Jean-Pierre connaissait bien sûr le dégoût des Britanniques pour les batraciens, mais il savait convaincre. Il expliqua à Queen Mum que les grenouilles étaient fraîches, qu’elles avaient été ramassées dans l’Ill par les pêcheurs le matin même. À cette époque-là, au retour de la pêche, les pêcheurs apportaient en cuisine les cuisses nettoyées, joliment alignées sur une baguette de bois. Jean-Pierre expliqua à la reine mère que son frère les accommodait en une mousseline exquise. La reine mère succomba et de plus, apprécia le plat ! De retour à Buckingham, elle raconta l’événement. « In Illhaeusern, I’ve tasted frogs ! ». Les Windsor restèrent bouche bée devant cette narration.
Quelques mois plus tard, le comte Bernard de Nonencourt, patron des Champagnes Laurent-Perrier, invita Jean-Pierre Haeberlin à Reims, à une fête en l’honneur du célèbre amiral Lord Mounbatten, figure connue et influente de la couronne britannique.
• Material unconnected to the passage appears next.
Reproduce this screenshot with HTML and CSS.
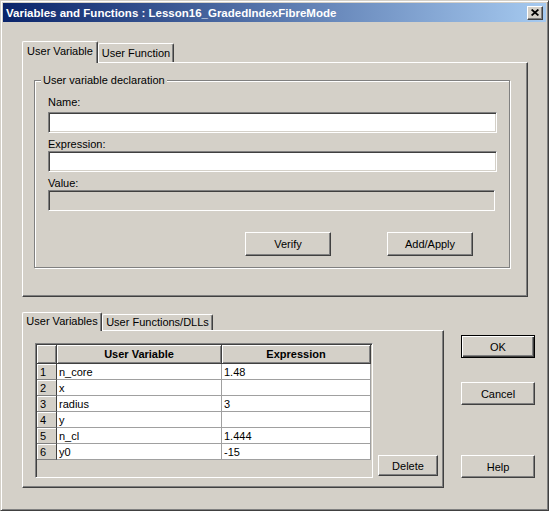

Cela se passait le 28 juin 1979. Son neveu, Charles, encore prince de Galles à cette époque-là, l’accompagnait. Lorsqu’à la fête chez Laurent-Perrier, Jean-Pierre Haeberlin fut présenté au Prince Charles, celui-ci s’exclama : « My god! Vous êtes l’homme qui a réussi à faire avaler des cuisses de grenouilles à ma grand-mère ! » Jean-Pierre racontait cette anecdote en exultant de joie.
La recette de la fameuse mousseline de grenouilles ne figure pas dans le livre Le long de l‘Ill, aujourd’hui épuisé, car elle est trop complexe à réaliser. Mais s’y trouvent des recettes liées à l’enfance de Jean-Pierre et Paul, comme les cuisses de grenouilles au riesling, la préférée de Jean-Pierre, qui était aussi la préférée de son ami, le peintre Roger Mühl. Lorsque celui-ci revenait du sud de la France, de Mougins, en Alsace, il insistait pour manger ces grenouilles, si possible préparées par Paul. C’est également Paul Haeberlin qui prépara ces cuisses de grenouilles au riesling pour le livre et Marcel Ehrhard les photographia. C’était en 2002. Paul est décédé en 2008, son frère Jean-Pierre en 2014. Marie, l’épouse de Paul, s’est éteinte en 2018. On disait de Marie qu’elle était l’âme de la maison et on la surnommait parfois la reine mère.
Depuis le départ de leurs aînés, Marc et sa sœur Danièle veillent à la destinée de l’Auberge. Leurs enfants, Laetitia, Salomé et Édouard ont pris la relève à leur tour. Bon sang ne saurait mentir. For sure.